Sweeney intends to publish six instalments of Greenfuzz. With another four still to go, he admits finding the balance between personal and commercial work frustrating. Commercially, he’s been lucky to work with adventurous clients, among them fashion label Silas & Maria, for which he has designed T-shirts, posters, catalogues and large-scale store art. He also works with labels such as Stussy and Gimme Five. Other clients include Microsoft, Volkswagen and Virgin Mobile, and his illustrations have featured in magazines such as Sleazenation, The Face and Dazed & Confused. His imagery appears on the cover of Beck’s latest album, The Information, and his drawings have also been brought to life, in a video for musician Stephen Malkmus. And through Amos Novelties, Sweeney has developed vinyl figures based on his Greenfuzz characters.

He and wife Ayako Terashima recently launched T-shirt label Alakazam, and various illustrators have been invited to create imagery for the label. ‘It’s a bit of an experiment, seeing if we can do something that’s purely visual,’ he explains. ‘We’re planning to sell prints on-line, do parties, possibly create accessories and jewellery. We just want to make an interesting concept out of the whole label.’

Together with ongoing commissions from Der Spiegel, and a comic strip and cover to design for comic art book Kramer’s Ergot, it’s fair to say that Sweeney has got his hands full.

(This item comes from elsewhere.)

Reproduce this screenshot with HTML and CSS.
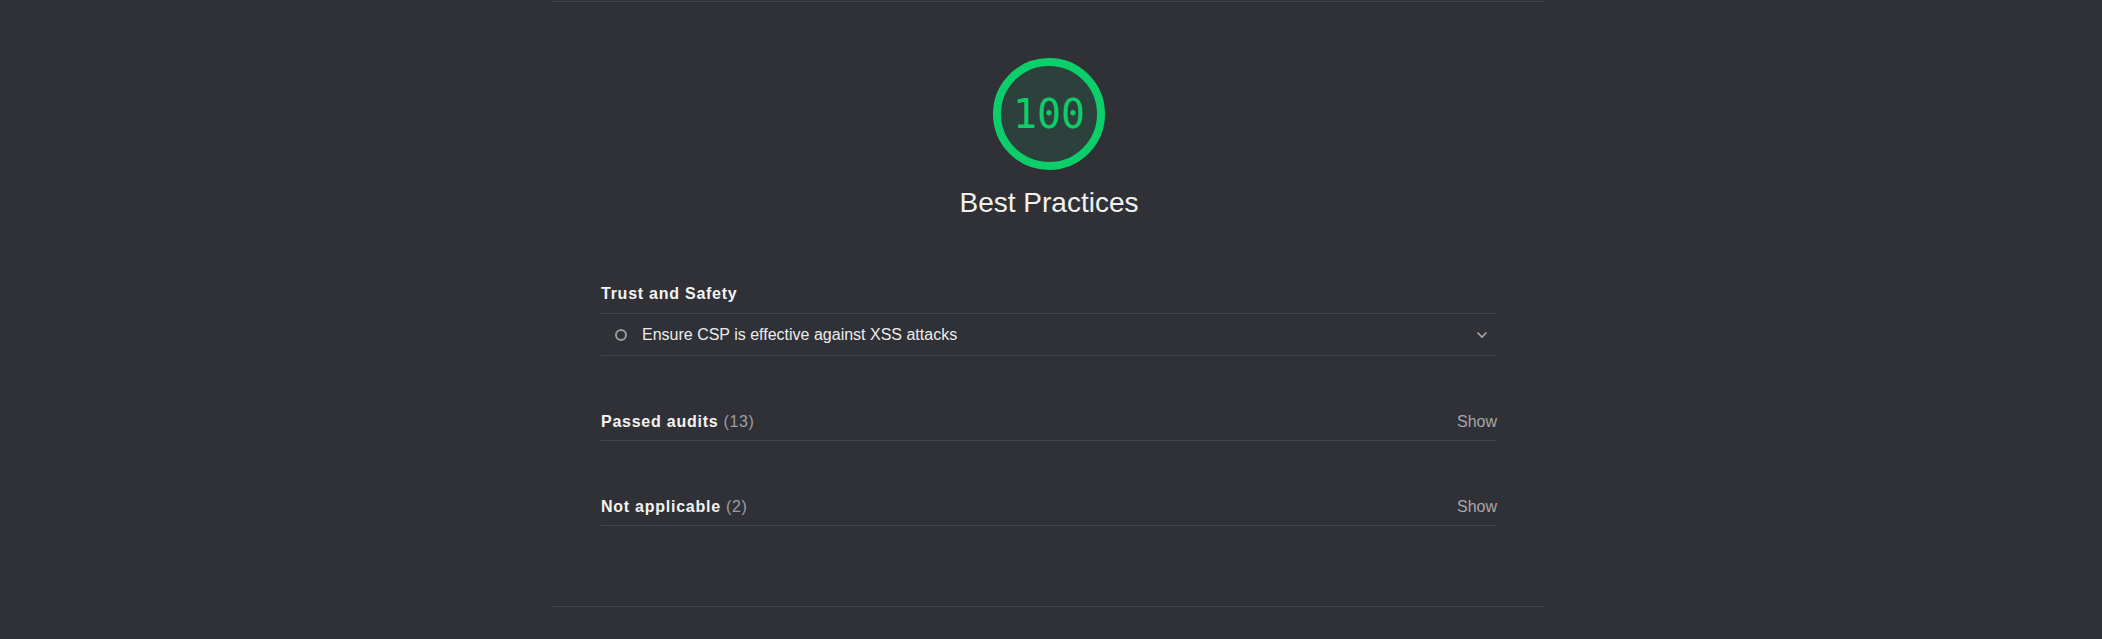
FILE: index.html
```html
<!DOCTYPE html>
<html lang="en">
<head>
<meta charset="utf-8">
<title>Best Practices</title>
<link rel="stylesheet" href="styles.css">
</head>
<body>
<div class="page">
  <section class="category">
    <div class="category-header">
      <div class="gauge">
        <svg class="gauge-svg" viewBox="0 0 112 112" width="112" height="112" aria-hidden="true">
          <circle cx="56" cy="56" r="52" fill="rgba(12,206,107,0.1)" stroke="#0cce6b" stroke-width="8"/>
        </svg>
        <span class="gauge-score">100</span>
      </div>
      <h2 class="category-title">Best Practices</h2>
    </div>

    <div class="group group-first">
      <div class="group-header">
        <span class="group-title">Trust and Safety</span>
      </div>
      <div class="audit">
        <span class="audit-icon"></span>
        <span class="audit-text">Ensure CSP is effective against XSS attacks</span>
        <svg class="chevron" viewBox="0 0 12 8" width="12" height="8" aria-hidden="true">
          <polyline points="1.5,1.5 6,6 10.5,1.5" fill="none" stroke="#a8a8ab" stroke-width="1.6"/>
        </svg>
      </div>
    </div>

    <div class="group">
      <div class="group-header clump">
        <span class="group-title">Passed audits <span class="count">(13)</span></span>
        <span class="show">Show</span>
      </div>
    </div>

    <div class="group">
      <div class="group-header clump">
        <span class="group-title">Not applicable <span class="count">(2)</span></span>
        <span class="show">Show</span>
      </div>
    </div>
  </section>
</div>
</body>
</html>
```

FILE: styles.css
```css
html, body {
  margin: 0;
  padding: 0;
  background: #303136;
}

body {
  font-family: "Liberation Sans", Arial, Helvetica, sans-serif;
  color: #ececec;
}

.page {
  width: 992px;
  margin-left: calc(50% - 498px);
  padding-top: 1px;
}

.category {
  border-top: 1px solid #46474b;
  border-bottom: 1px solid #46474b;
  padding: 56px 48px 80px;
}

.category-header {
  display: flex;
  flex-direction: column;
  align-items: center;
}

.gauge {
  position: relative;
  width: 112px;
  height: 112px;
}

.gauge-svg {
  display: block;
}

.gauge-score {
  position: absolute;
  inset: 0;
  display: flex;
  align-items: center;
  justify-content: center;
  font-family: "DejaVu Sans Mono", "Liberation Mono", monospace;
  font-size: 40px;
  color: #0cce6b;
  line-height: 1;
}

.category-title {
  margin: 15px 0 0;
  font-size: 28px;
  line-height: 36px;
  font-weight: normal;
  color: #f1f1f1;
}

.group {
  margin-top: 56px;
}

.group-first {
  margin-top: 63px;
}

.group-header {
  display: flex;
  justify-content: space-between;
  align-items: baseline;
  font-size: 16px;
  line-height: 20px;
  padding-bottom: 9px;
  border-bottom: 1px solid #46474b;
}

.group-header.clump {
  padding-bottom: 8px;
}

.group-title {
  font-weight: bold;
  letter-spacing: 0.75px;
  color: #f3f3f3;
}

.count {
  font-weight: normal;
  letter-spacing: 0.6px;
  color: #9d9ea1;
}

.show {
  color: #a6a7aa;
}

.audit {
  display: flex;
  align-items: center;
  padding: 11px 9px 10px 14px;
  border-bottom: 1px solid #46474b;
  font-size: 16px;
  line-height: 20px;
}

.audit-icon {
  width: 8px;
  height: 8px;
  border: 2px solid #9a9b9e;
  border-radius: 50%;
  flex: none;
  margin-right: 15px;
}

.audit-text {
  flex: 1;
  color: #ececec;
}

.chevron {
  flex: none;
  display: block;
}
```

He’d like to experiment with film, and is particularly taken with the idea of a computer game version of Greenfuzz. For the moment though, the 2D world of comics and books keeps Sweeney busy. One long-standing ambition remains: he’d love to draw for children’s books. ‘As a kid I really enjoyed the way that they ate wild boar in Asterix books. I remember getting really hungry when I saw those scenes – that level of detail, where you get completely immersed – I’d love to have that effect on people.’